When you're finished with an exceptionally good book, for instance, it has sat gathering dust on your shelf for a year, write:
PASS THIS BOOK ON
on the book and write your email address in the book. Then give it to a friend. Tell her to pass it on when she's done.
This is the idea behind Book Crossing.com.
(If american lawmakers (and the lobbiests that buy them) have their way, the Right To Read (www.gnu.org ) may become illegal under some future version of the Digital Millennium Copyright Act.) -- Ha Ha Only Serious
If you give the book away, you can't read it again for free.

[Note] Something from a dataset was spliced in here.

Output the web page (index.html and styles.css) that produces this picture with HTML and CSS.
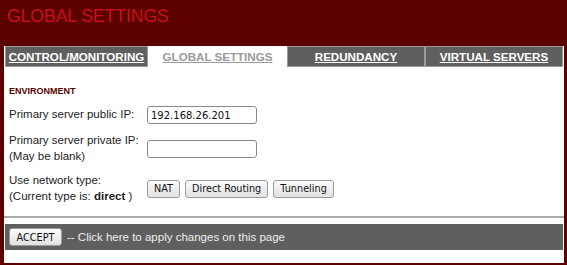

A problem with this is that you miss out on the benefit of re-reading a book over time ("You never cross the same river twice - because you have changed, and the river has changed." (River Of Time))
Maybe buy two copies of a book that impacts you so significantly that you can't decide whether to Pass The Book On or to keep it.
(Excellent idea, I've given away old copies of In Cold Blood and Rule of the Bone, only to buy them again when I wanted to reread them. -- Sean Oleary)
Well, I wrote this topic because I have a bunch of books on my shelf that I have not referenced in years (a few remain unread... never buy more than one book at a time!). I am now inclined to take the writer's advice below and recycle most of them.
Don't pass on mediocre books: recycle them.
Only pass on the good books. If you thought reading the book was a waste of your time, recycle it.
Shouldn't you try to sell it to someone else, first? Just because the book was useless to you doesn't make it useless to everyone.